▶ **Task directions**
Drop the pictures, then extract the listing word for word.

▶ **Material provided**

++++

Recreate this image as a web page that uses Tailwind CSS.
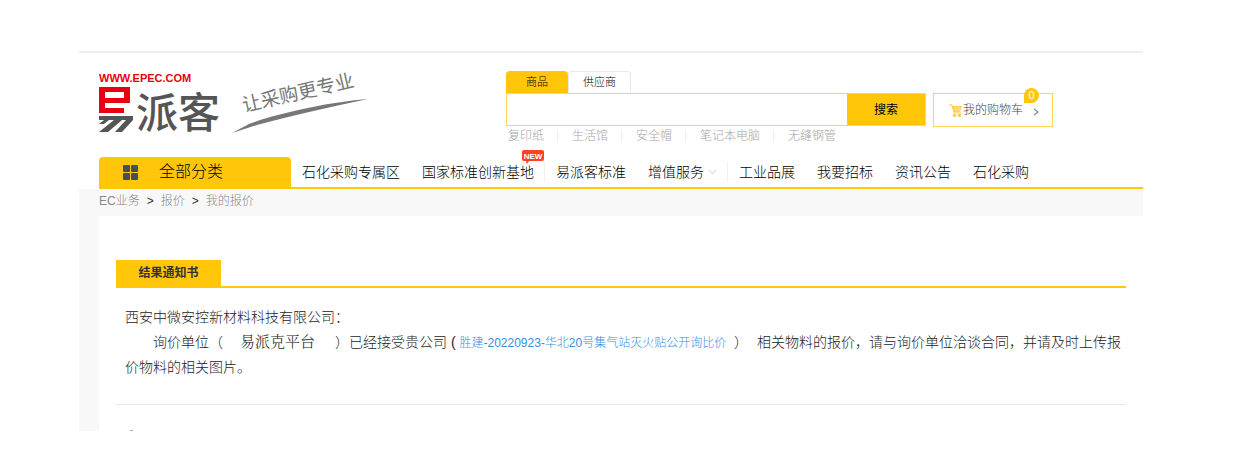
<!DOCTYPE html>
<html lang="zh-CN">
<head>
    <meta charset="UTF-8">
    <meta name="viewport" content="width=device-width, initial-scale=1.0">
    <title>易派客 - 结果通知书</title>
    <script src="https://cdn.jsdelivr.net/npm/@tailwindcss/browser@4"></script>
</head>
<body class="bg-white font-['Liberation_Sans','Noto_Sans_CJK_SC',sans-serif] font-light text-[#333]">
    <div class="pt-[51px] pl-[79px] pr-[97px]">
        <!-- Header -->
        <header class="border-t-2 border-[#eee] pl-5">
            <div class="flex items-start h-[104px] pt-[18px]">
                <a href="#" aria-label="易派客" class="shrink-0 w-[407px]">
                    <svg class="block" width="275" height="68" viewBox="0 0 275 68">
                        <text x="0" y="11" font-size="11" font-weight="700" fill="#e60012">WWW.EPEC.COM</text>
                        <path d="M0 16H31V32H6V37H25V42H0ZM6 21V27H25V21Z" fill="#e60012" fill-rule="evenodd"/>
                        <path d="M0 45H34V49L23 61H16L27 49H23L9 61H0L15 49H10L5 53H0L5 49H0Z" fill="#555"/>
                        <text x="37" y="57" font-size="42" font-weight="500" fill="#555">派客</text>
                        <text font-size="19" font-weight="400" fill="#777" transform="translate(145 41) rotate(-13)">让采购更专业</text>
                        <path d="M133 62L150 53L161 49C195 39 232 31 269 28C228 37 190 45 158 54Z" fill="#777"/>
                    </svg>
                </a>
                <form class="shrink-0 w-[420px]">
                    <div class="flex text-[11px] leading-[22px] text-black">
                        <button type="button" class="w-[62px] h-[22px] rounded-t bg-[#ffc60a]">商品</button>
                        <button type="button" class="w-[63px] h-[22px] rounded-t border border-b-0 border-[#e8e8e8] leading-[21px]">供应商</button>
                    </div>
                    <div class="flex h-[33px] border border-[#ffd65a]">
                        <input type="text" aria-label="搜索商品" class="flex-1 min-w-0 px-2 outline-none text-xs">
                        <button type="submit" class="w-[78px] bg-[#ffc60a] text-xs font-normal text-black">搜索</button>
                    </div>
                    <div class="flex items-center h-5 pl-[2px] text-xs leading-[18px] text-[#a5a5a5]">
                        <a href="#">复印纸</a>
                        <i class="w-px h-3 bg-[#e8e8e8] ml-[13px] mr-[14px]"></i>
                        <a href="#">生活馆</a>
                        <i class="w-px h-3 bg-[#e8e8e8] ml-[13px] mr-[14px]"></i>
                        <a href="#">安全帽</a>
                        <i class="w-px h-3 bg-[#e8e8e8] ml-[13px] mr-[14px]"></i>
                        <a href="#">笔记本电脑</a>
                        <i class="w-px h-3 bg-[#e8e8e8] ml-[13px] mr-[14px]"></i>
                        <a href="#">无缝钢管</a>
                    </div>
                </form>
                <a href="#" class="relative shrink-0 flex items-center w-[120px] h-[34px] mt-[22px] ml-[7px] pl-[15px] border border-[#ffd65a] text-xs text-[#444]">
                    <svg class="w-[14px] h-[13px]" viewBox="0 0 14 13">
                        <path d="M0 1H3L5 9H12" fill="none" stroke="#ffc83c"/>
                        <path d="M3 2H13L11 8H5Z" fill="#ffc83c"/>
                        <path d="M4 4H13M4 6H12M7 2V8M10 2V8" stroke="#fff" stroke-width=".4"/>
                        <circle cx="5.500" cy="11.300" r="1.600" fill="#ffc83c"/>
                        <circle cx="10.500" cy="11.300" r="1.600" fill="#ffc83c"/>
                    </svg>
                    <span>我的购物车</span>
                    <svg class="w-[6px] h-2 ml-[10px] mt-1" viewBox="0 0 6 8"><path d="M1 1L5 4L1 7" fill="none" stroke="#888" stroke-width="1.200"/></svg>
                    <span class="absolute -top-[6px] right-[13px] w-[15px] h-[15px] rounded-full rounded-bl-none bg-[#ffc60a] text-white text-[11px] leading-[15px] text-center">0</span>
                </a>
            </div>

            <!-- Main menu -->
            <nav class="flex h-8 border-b-2 border-[#ffc60a] text-sm text-black">
                <button type="button" class="shrink-0 flex items-center w-[192px] pl-6 rounded-t bg-[#ffc60a] text-base text-black">
                    <svg class="w-[15px] h-[15px] mr-[21px]" viewBox="0 0 15 15" fill="#444f57">
                        <rect width="7" height="7" rx="1"/>
                        <rect x="8" width="7" height="7" rx="1"/>
                        <rect y="8" width="7" height="7" rx="1"/>
                        <rect x="8" y="8" width="7" height="7" rx="1"/>
                    </svg>
                    全部分类
                </button>
                <div class="flex items-center whitespace-nowrap">
                    <a href="#" class="px-[11px]">石化采购专属区</a>
                    <a href="#" class="relative pl-[11px] pr-[10px] border-r border-[#f0f0f0]">国家标准创新基地
                        <svg class="absolute -top-[12px] right-0 w-[22px] h-[14px]" viewBox="0 0 22 14">
                            <path d="M2 0H20Q22 0 22 2V9Q22 11 20 11H7L5 14L4 11H2Q0 11 0 9V2Q0 0 2 0Z" fill="#ff4128"/>
                            <text x="11" y="9" text-anchor="middle" font-size="8" font-weight="700" fill="#fff">NEW</text>
                        </svg>
                    </a>
                    <a href="#" class="px-[11px]">易派客标准</a>
                    <a href="#" class="flex items-center gap-1 pl-[11px] pr-[10px] border-r border-[#f0f0f0]">增值服务
                        <svg class="w-[9px] h-[5px]" viewBox="0 0 9 5"><path d="M1 0L4.500 4L8 0" fill="none" stroke="#ccc"/></svg>
                    </a>
                    <a href="#" class="px-[11px]">工业品展</a>
                    <a href="#" class="px-[11px]">我要招标</a>
                    <a href="#" class="px-[11px]">资讯公告</a>
                    <a href="#" class="px-[11px]">石化采购</a>
                </div>
            </nav>
        </header>

        <!-- Content -->
        <main class="bg-[#f8f8f8] pl-5">
            <div class="flex items-center gap-[7px] h-[27px] pb-1 text-xs text-[#888]">
                <a href="#">EC业务</a><b class="text-[#333]">&gt;</b>
                <a href="#">报价</a><b class="text-[#333]">&gt;</b>
                <a href="#">我的报价</a>
            </div>
            <section class="bg-white pt-11 px-[17px]">
                <div class="flex border-b-2 border-[#ffc60a]">
                    <h1 class="w-[105px] h-[26px] bg-[#ffc60a] text-center text-xs leading-[26px] font-bold">结果通知书</h1>
                </div>
                <div class="pt-[17px] pl-[9px] pb-6 text-sm leading-[25px] text-[#222]">
                    <p>西安中微安控新材料科技有限公司：</p>
                    <p class="indent-7">询价单位（<span class="ml-[17px] mr-5 text-[15px] font-['Liberation_Serif','Noto_Serif_CJK_SC','Noto_Sans_CJK_SC',serif]">易派克平台</span>）已经接受贵公司 ( <a href="#" class="mr-1 text-xs text-[#338fdd]">胜建-20220923-华北20号集气站灭火贴公开询比价</a> ）<span class="ml-[9px]">相关物料的报价，请与询价单位洽谈合同，并请及时上传报价物料的相关图片。</span></p>
                </div>
                <hr class="border-[#e8e8e8]">
                <!-- Next block, only its first stroke is visible -->
                <div class="flex items-end h-[26px] pl-[14px]">
                    <i class="w-[3px] h-px bg-[#aaa]"></i>
                </div>
            </section>
        </main>
    </div>
</body>
</html>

++++

▶ **Result of the task**
Recreate this image as a web page that uses Tailwind CSS.
<!DOCTYPE html>
<html lang="zh-CN">
<head>
    <meta charset="UTF-8">
    <meta name="viewport" content="width=device-width, initial-scale=1.0">
    <title>易派客 - 结果通知书</title>
    <script src="https://cdn.jsdelivr.net/npm/@tailwindcss/browser@4"></script>
</head>
<body class="bg-white font-['Liberation_Sans','Noto_Sans_CJK_SC',sans-serif] font-light text-[#333]">
    <div class="pt-[51px] pl-[79px] pr-[97px]">
        <!-- Header -->
        <header class="border-t-2 border-[#eee] pl-5">
            <div class="flex items-start h-[104px] pt-[18px]">
                <a href="#" aria-label="易派客" class="shrink-0 w-[407px]">
                    <svg class="block" width="275" height="68" viewBox="0 0 275 68">
                        <text x="0" y="11" font-size="11" font-weight="700" fill="#e60012">WWW.EPEC.COM</text>
                        <path d="M0 16H31V32H6V37H25V42H0ZM6 21V27H25V21Z" fill="#e60012" fill-rule="evenodd"/>
                        <path d="M0 45H34V49L23 61H16L27 49H23L9 61H0L15 49H10L5 53H0L5 49H0Z" fill="#555"/>
                        <text x="37" y="57" font-size="42" font-weight="500" fill="#555">派客</text>
                        <text font-size="19" font-weight="400" fill="#777" transform="translate(145 41) rotate(-13)">让采购更专业</text>
                        <path d="M133 62L150 53L161 49C195 39 232 31 269 28C228 37 190 45 158 54Z" fill="#777"/>
                    </svg>
                </a>
                <form class="shrink-0 w-[420px]">
                    <div class="flex text-[11px] leading-[22px] text-black">
                        <button type="button" class="w-[62px] h-[22px] rounded-t bg-[#ffc60a]">商品</button>
                        <button type="button" class="w-[63px] h-[22px] rounded-t border border-b-0 border-[#e8e8e8] leading-[21px]">供应商</button>
                    </div>
                    <div class="flex h-[33px] border border-[#ffd65a]">
                        <input type="text" aria-label="搜索商品" class="flex-1 min-w-0 px-2 outline-none text-xs">
                        <button type="submit" class="w-[78px] bg-[#ffc60a] text-xs font-normal text-black">搜索</button>
                    </div>
                    <div class="flex items-center h-5 pl-[2px] text-xs leading-[18px] text-[#a5a5a5]">
                        <a href="#">复印纸</a>
                        <i class="w-px h-3 bg-[#e8e8e8] ml-[13px] mr-[14px]"></i>
                        <a href="#">生活馆</a>
                        <i class="w-px h-3 bg-[#e8e8e8] ml-[13px] mr-[14px]"></i>
                        <a href="#">安全帽</a>
                        <i class="w-px h-3 bg-[#e8e8e8] ml-[13px] mr-[14px]"></i>
                        <a href="#">笔记本电脑</a>
                        <i class="w-px h-3 bg-[#e8e8e8] ml-[13px] mr-[14px]"></i>
                        <a href="#">无缝钢管</a>
                    </div>
                </form>
                <a href="#" class="relative shrink-0 flex items-center w-[120px] h-[34px] mt-[22px] ml-[7px] pl-[15px] border border-[#ffd65a] text-xs text-[#444]">
                    <svg class="w-[14px] h-[13px]" viewBox="0 0 14 13">
                        <path d="M0 1H3L5 9H12" fill="none" stroke="#ffc83c"/>
                        <path d="M3 2H13L11 8H5Z" fill="#ffc83c"/>
                        <path d="M4 4H13M4 6H12M7 2V8M10 2V8" stroke="#fff" stroke-width=".4"/>
                        <circle cx="5.500" cy="11.300" r="1.600" fill="#ffc83c"/>
                        <circle cx="10.500" cy="11.300" r="1.600" fill="#ffc83c"/>
                    </svg>
                    <span>我的购物车</span>
                    <svg class="w-[6px] h-2 ml-[10px] mt-1" viewBox="0 0 6 8"><path d="M1 1L5 4L1 7" fill="none" stroke="#888" stroke-width="1.200"/></svg>
                    <span class="absolute -top-[6px] right-[13px] w-[15px] h-[15px] rounded-full rounded-bl-none bg-[#ffc60a] text-white text-[11px] leading-[15px] text-center">0</span>
                </a>
            </div>

            <!-- Main menu -->
            <nav class="flex h-8 border-b-2 border-[#ffc60a] text-sm text-black">
                <button type="button" class="shrink-0 flex items-center w-[192px] pl-6 rounded-t bg-[#ffc60a] text-base text-black">
                    <svg class="w-[15px] h-[15px] mr-[21px]" viewBox="0 0 15 15" fill="#444f57">
                        <rect width="7" height="7" rx="1"/>
                        <rect x="8" width="7" height="7" rx="1"/>
                        <rect y="8" width="7" height="7" rx="1"/>
                        <rect x="8" y="8" width="7" height="7" rx="1"/>
                    </svg>
                    全部分类
                </button>
                <div class="flex items-center whitespace-nowrap">
                    <a href="#" class="px-[11px]">石化采购专属区</a>
                    <a href="#" class="relative pl-[11px] pr-[10px] border-r border-[#f0f0f0]">国家标准创新基地
                        <svg class="absolute -top-[12px] right-0 w-[22px] h-[14px]" viewBox="0 0 22 14">
                            <path d="M2 0H20Q22 0 22 2V9Q22 11 20 11H7L5 14L4 11H2Q0 11 0 9V2Q0 0 2 0Z" fill="#ff4128"/>
                            <text x="11" y="9" text-anchor="middle" font-size="8" font-weight="700" fill="#fff">NEW</text>
                        </svg>
                    </a>
                    <a href="#" class="px-[11px]">易派客标准</a>
                    <a href="#" class="flex items-center gap-1 pl-[11px] pr-[10px] border-r border-[#f0f0f0]">增值服务
                        <svg class="w-[9px] h-[5px]" viewBox="0 0 9 5"><path d="M1 0L4.500 4L8 0" fill="none" stroke="#ccc"/></svg>
                    </a>
                    <a href="#" class="px-[11px]">工业品展</a>
                    <a href="#" class="px-[11px]">我要招标</a>
                    <a href="#" class="px-[11px]">资讯公告</a>
                    <a href="#" class="px-[11px]">石化采购</a>
                </div>
            </nav>
        </header>

        <!-- Content -->
        <main class="bg-[#f8f8f8] pl-5">
            <div class="flex items-center gap-[7px] h-[27px] pb-1 text-xs text-[#888]">
                <a href="#">EC业务</a><b class="text-[#333]">&gt;</b>
                <a href="#">报价</a><b class="text-[#333]">&gt;</b>
                <a href="#">我的报价</a>
            </div>
            <section class="bg-white pt-11 px-[17px]">
                <div class="flex border-b-2 border-[#ffc60a]">
                    <h1 class="w-[105px] h-[26px] bg-[#ffc60a] text-center text-xs leading-[26px] font-bold">结果通知书</h1>
                </div>
                <div class="pt-[17px] pl-[9px] pb-6 text-sm leading-[25px] text-[#222]">
                    <p>西安中微安控新材料科技有限公司：</p>
                    <p class="indent-7">询价单位（<span class="ml-[17px] mr-5 text-[15px] font-['Liberation_Serif','Noto_Serif_CJK_SC','Noto_Sans_CJK_SC',serif]">易派克平台</span>）已经接受贵公司 ( <a href="#" class="mr-1 text-xs text-[#338fdd]">胜建-20220923-华北20号集气站灭火贴公开询比价</a> ）<span class="ml-[9px]">相关物料的报价，请与询价单位洽谈合同，并请及时上传报价物料的相关图片。</span></p>
                </div>
                <hr class="border-[#e8e8e8]">
                <!-- Next block, only its first stroke is visible -->
                <div class="flex items-end h-[26px] pl-[14px]">
                    <i class="w-[3px] h-px bg-[#aaa]"></i>
                </div>
            </section>
        </main>
    </div>
</body>
</html>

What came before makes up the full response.